[What the task requires]
Copy each line holding the string "this".

Collected data:
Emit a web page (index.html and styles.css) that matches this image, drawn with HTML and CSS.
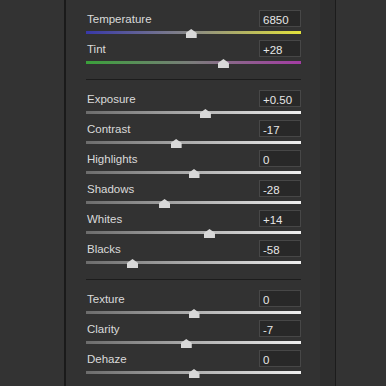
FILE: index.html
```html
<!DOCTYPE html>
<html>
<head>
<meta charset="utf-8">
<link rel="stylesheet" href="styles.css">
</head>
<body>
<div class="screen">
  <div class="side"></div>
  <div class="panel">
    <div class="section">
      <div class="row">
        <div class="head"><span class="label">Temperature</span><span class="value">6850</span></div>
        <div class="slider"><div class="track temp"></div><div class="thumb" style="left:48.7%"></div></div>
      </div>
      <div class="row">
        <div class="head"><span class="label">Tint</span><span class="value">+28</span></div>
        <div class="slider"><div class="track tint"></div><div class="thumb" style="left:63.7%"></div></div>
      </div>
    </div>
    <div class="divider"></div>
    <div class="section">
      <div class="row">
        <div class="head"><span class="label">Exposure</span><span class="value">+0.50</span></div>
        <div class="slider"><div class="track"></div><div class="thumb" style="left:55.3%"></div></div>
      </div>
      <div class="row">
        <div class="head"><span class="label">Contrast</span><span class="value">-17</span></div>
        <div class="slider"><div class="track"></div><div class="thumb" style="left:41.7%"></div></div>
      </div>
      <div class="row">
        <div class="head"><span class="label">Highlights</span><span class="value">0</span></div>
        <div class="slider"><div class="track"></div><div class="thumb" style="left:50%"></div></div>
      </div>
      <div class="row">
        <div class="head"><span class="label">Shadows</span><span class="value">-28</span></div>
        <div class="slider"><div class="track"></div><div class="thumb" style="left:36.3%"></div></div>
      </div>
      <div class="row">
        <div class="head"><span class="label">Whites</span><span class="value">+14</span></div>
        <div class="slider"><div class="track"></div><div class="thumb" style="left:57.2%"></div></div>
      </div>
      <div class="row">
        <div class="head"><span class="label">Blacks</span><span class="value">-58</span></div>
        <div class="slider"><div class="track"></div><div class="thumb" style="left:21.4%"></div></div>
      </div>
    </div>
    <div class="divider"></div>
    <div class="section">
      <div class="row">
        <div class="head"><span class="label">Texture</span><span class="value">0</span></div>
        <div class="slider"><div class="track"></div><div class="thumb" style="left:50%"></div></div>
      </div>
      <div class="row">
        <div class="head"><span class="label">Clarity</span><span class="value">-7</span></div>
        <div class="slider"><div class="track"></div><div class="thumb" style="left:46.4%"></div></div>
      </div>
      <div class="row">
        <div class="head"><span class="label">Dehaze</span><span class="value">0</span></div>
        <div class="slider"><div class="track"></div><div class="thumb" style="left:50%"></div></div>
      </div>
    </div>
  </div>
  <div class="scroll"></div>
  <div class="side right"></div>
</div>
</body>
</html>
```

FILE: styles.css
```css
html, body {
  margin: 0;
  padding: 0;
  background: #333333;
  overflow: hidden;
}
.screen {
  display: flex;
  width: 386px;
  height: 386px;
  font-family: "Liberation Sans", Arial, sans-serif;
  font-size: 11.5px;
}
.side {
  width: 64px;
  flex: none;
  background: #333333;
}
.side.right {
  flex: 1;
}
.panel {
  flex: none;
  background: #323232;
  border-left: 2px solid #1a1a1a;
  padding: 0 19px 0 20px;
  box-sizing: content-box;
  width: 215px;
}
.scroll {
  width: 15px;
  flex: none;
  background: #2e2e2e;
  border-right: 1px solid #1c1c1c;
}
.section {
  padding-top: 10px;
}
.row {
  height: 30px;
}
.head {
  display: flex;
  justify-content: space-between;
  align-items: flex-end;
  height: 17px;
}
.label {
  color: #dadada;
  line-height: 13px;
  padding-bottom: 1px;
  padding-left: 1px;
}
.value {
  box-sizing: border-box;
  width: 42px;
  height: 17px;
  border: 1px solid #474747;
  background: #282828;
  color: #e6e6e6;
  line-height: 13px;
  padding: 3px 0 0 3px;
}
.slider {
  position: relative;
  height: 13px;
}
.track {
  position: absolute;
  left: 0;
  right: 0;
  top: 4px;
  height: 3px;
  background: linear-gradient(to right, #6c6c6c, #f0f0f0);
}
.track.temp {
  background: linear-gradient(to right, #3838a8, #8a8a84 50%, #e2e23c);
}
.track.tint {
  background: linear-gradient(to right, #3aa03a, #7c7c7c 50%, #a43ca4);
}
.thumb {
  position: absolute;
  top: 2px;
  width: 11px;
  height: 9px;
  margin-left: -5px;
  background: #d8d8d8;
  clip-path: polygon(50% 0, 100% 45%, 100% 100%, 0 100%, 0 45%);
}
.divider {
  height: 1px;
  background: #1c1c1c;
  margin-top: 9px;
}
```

==

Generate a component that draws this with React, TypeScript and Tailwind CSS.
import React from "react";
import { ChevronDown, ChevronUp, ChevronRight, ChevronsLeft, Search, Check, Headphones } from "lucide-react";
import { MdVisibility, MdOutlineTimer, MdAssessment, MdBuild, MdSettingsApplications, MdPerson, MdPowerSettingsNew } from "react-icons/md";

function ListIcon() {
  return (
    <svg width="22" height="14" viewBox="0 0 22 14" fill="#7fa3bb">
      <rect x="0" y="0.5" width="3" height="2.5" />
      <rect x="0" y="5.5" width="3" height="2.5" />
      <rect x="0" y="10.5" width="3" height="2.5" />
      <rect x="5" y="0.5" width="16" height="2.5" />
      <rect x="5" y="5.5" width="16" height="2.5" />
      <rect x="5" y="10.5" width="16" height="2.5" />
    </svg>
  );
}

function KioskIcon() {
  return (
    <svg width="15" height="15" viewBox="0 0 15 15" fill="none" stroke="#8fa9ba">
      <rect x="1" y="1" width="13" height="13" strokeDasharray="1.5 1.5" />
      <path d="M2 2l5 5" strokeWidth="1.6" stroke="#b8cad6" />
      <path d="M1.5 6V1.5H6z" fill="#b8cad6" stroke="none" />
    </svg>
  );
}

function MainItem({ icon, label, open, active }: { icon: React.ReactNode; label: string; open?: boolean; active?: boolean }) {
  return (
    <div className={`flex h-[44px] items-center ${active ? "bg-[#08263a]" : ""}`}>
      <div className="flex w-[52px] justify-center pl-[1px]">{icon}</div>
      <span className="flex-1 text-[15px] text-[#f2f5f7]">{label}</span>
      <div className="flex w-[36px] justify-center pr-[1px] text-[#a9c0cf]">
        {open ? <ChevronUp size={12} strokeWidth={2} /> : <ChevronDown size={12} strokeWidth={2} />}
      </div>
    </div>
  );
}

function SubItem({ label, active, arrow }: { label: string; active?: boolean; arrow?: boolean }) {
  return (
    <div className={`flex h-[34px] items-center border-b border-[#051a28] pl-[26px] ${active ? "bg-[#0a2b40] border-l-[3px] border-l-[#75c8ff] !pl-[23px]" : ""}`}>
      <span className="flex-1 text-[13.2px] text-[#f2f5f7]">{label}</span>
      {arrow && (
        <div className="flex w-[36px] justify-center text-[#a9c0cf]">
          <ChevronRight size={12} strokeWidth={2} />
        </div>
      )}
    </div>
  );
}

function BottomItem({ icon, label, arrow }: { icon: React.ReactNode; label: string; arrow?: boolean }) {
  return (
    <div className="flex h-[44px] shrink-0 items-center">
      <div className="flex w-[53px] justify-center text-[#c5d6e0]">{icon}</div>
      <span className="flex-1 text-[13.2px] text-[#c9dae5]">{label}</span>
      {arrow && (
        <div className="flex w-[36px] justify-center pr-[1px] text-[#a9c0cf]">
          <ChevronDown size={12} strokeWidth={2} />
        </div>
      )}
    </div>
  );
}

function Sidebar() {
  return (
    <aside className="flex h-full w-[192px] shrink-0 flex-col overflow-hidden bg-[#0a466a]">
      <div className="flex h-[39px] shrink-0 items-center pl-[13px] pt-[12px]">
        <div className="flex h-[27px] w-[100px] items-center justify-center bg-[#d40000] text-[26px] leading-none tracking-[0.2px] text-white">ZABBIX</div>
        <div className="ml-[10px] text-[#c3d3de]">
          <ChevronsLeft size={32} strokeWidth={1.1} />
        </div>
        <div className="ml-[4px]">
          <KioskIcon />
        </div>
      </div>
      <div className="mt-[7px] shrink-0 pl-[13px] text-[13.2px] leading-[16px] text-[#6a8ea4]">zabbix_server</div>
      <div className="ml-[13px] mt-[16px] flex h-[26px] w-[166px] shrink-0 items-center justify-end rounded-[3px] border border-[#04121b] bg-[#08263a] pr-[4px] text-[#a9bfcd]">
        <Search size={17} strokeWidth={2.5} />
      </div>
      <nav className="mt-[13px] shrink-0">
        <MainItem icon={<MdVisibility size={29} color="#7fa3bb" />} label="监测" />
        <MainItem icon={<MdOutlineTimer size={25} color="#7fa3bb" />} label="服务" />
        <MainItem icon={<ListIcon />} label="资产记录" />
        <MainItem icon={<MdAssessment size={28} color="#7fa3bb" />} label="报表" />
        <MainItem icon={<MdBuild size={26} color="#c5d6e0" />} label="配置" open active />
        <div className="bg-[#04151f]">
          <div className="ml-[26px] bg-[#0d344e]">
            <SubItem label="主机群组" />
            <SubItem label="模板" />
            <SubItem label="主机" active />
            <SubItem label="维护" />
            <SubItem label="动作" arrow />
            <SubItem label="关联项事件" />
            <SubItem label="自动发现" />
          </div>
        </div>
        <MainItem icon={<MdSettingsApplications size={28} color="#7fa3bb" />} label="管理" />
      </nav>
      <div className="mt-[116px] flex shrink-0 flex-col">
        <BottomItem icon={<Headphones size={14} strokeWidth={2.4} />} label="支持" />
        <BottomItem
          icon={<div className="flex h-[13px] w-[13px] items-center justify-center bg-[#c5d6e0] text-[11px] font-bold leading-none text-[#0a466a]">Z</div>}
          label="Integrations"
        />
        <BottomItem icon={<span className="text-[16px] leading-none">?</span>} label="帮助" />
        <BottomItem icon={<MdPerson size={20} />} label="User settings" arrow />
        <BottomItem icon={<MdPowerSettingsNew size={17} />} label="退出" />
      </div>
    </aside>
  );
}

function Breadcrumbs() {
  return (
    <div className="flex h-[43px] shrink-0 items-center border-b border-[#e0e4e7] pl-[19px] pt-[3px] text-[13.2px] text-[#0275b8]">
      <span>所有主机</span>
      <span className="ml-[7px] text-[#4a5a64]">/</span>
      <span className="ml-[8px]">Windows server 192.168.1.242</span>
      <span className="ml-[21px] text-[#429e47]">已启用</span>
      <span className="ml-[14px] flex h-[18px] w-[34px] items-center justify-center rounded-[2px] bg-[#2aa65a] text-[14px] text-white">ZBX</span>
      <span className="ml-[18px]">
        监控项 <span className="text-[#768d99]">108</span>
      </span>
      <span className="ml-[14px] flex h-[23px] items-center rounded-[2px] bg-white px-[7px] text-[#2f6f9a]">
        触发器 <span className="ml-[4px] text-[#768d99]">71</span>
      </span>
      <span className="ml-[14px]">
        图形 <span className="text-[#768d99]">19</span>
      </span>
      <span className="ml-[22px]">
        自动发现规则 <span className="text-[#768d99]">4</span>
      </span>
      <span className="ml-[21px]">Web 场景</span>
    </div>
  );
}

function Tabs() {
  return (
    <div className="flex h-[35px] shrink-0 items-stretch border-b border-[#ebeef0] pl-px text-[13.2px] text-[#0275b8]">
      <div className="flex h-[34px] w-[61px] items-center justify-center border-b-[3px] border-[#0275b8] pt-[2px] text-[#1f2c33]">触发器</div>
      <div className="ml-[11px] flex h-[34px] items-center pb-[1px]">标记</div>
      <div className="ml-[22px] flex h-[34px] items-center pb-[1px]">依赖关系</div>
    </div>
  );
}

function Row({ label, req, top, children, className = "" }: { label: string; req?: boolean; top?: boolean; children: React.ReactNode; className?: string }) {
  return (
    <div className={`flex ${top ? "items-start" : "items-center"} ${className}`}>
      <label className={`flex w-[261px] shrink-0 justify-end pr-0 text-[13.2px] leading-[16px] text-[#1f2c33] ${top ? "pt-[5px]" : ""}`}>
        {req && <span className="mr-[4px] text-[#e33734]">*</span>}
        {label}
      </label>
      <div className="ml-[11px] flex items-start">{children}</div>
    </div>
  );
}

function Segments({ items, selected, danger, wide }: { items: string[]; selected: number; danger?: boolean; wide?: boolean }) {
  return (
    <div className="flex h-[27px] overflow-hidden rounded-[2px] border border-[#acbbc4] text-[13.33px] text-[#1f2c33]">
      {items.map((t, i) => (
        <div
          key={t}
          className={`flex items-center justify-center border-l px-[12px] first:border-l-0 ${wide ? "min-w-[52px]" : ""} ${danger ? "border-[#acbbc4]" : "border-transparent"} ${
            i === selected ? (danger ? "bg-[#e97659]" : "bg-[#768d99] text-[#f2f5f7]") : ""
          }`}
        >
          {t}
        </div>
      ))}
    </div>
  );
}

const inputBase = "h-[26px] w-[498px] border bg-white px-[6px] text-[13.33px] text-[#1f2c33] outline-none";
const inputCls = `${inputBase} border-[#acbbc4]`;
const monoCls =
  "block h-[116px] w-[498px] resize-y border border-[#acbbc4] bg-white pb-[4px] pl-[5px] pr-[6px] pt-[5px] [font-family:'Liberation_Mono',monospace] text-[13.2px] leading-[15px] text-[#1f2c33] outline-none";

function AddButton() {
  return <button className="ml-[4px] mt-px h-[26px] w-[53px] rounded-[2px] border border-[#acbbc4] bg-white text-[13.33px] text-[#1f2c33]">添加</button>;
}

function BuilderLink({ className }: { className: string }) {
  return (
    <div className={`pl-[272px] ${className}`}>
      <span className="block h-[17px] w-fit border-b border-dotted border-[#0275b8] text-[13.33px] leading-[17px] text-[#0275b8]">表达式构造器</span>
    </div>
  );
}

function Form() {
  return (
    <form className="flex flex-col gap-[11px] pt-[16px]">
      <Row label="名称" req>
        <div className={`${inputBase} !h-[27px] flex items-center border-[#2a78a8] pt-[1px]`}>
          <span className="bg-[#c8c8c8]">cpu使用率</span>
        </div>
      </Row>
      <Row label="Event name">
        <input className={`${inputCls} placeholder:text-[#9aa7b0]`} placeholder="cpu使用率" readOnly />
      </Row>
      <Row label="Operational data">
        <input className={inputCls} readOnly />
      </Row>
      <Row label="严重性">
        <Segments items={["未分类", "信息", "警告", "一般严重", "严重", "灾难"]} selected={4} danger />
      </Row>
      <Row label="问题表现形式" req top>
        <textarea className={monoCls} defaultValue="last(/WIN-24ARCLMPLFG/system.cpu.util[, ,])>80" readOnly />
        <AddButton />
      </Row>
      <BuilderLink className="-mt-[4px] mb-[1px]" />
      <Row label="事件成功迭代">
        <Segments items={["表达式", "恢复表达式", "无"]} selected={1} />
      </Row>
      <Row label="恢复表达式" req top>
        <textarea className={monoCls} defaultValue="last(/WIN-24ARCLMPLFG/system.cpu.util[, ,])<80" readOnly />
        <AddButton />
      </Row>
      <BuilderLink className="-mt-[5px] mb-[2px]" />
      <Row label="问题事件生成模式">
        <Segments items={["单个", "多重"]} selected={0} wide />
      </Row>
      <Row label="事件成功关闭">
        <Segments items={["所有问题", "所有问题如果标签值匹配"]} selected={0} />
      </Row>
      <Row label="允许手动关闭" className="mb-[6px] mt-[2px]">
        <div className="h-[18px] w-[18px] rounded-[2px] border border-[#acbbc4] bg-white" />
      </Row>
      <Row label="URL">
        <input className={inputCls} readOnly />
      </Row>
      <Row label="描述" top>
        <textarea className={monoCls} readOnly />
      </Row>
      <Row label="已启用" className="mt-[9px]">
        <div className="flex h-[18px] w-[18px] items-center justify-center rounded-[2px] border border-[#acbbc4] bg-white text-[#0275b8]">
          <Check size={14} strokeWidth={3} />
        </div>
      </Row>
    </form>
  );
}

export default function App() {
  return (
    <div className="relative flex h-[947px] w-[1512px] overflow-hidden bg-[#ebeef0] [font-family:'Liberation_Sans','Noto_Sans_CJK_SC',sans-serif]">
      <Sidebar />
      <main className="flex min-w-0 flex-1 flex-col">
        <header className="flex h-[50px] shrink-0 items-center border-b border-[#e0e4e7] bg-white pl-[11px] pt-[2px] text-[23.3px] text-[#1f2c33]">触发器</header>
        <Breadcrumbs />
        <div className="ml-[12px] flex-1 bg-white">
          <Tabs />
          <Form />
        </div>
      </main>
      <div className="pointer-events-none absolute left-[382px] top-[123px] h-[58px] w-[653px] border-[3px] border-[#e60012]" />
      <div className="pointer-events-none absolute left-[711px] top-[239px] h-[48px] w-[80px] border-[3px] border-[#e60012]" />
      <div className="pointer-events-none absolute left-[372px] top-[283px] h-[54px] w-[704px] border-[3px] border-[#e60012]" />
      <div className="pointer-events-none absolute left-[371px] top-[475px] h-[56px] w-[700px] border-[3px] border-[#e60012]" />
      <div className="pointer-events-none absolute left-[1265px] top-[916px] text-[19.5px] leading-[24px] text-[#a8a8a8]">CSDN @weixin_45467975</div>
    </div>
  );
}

---

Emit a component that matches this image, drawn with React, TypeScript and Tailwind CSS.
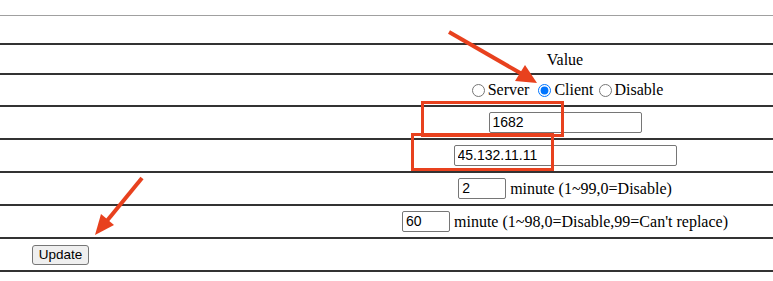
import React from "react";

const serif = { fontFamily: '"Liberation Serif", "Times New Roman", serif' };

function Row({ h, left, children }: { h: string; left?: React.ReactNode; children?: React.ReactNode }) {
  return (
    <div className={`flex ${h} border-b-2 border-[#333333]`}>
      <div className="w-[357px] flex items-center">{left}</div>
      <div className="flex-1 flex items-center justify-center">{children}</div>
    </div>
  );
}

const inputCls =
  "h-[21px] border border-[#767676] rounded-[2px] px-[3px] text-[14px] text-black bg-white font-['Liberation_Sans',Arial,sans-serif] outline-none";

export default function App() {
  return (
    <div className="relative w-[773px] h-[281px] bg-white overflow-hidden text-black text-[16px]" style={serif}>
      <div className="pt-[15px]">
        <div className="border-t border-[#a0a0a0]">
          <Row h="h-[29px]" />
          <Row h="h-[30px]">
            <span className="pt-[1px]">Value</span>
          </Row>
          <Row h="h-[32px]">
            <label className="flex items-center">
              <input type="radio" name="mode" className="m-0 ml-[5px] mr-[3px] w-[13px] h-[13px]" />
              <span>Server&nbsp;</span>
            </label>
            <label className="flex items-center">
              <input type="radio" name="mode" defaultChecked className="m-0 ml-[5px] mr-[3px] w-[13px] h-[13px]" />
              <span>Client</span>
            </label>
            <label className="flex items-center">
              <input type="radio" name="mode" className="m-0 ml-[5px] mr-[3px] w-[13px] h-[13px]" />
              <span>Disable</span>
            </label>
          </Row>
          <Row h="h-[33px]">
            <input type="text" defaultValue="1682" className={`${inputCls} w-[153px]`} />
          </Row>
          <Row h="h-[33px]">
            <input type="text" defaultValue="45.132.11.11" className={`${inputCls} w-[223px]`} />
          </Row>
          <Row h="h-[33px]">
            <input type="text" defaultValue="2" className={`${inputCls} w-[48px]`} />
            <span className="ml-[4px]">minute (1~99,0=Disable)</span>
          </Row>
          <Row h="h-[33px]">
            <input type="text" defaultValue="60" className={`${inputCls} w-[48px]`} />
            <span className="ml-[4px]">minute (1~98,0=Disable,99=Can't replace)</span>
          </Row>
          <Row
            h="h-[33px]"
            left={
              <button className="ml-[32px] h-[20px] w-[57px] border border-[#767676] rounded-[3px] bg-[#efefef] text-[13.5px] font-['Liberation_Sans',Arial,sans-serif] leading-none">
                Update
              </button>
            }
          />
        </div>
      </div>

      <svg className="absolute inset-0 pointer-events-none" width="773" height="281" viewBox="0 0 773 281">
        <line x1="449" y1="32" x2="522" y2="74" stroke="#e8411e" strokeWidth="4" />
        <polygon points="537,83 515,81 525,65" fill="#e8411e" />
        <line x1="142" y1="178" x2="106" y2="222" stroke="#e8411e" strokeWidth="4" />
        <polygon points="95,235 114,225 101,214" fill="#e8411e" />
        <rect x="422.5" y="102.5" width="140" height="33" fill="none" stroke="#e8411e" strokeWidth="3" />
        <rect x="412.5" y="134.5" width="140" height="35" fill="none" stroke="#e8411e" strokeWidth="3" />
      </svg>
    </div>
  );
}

[Result below]
Emit a web page (index.html and styles.css) that matches this image, drawn with HTML and CSS.
Generate a component that draws this with React, TypeScript and Tailwind CSS.
Emit a component that matches this image, drawn with React, TypeScript and Tailwind CSS.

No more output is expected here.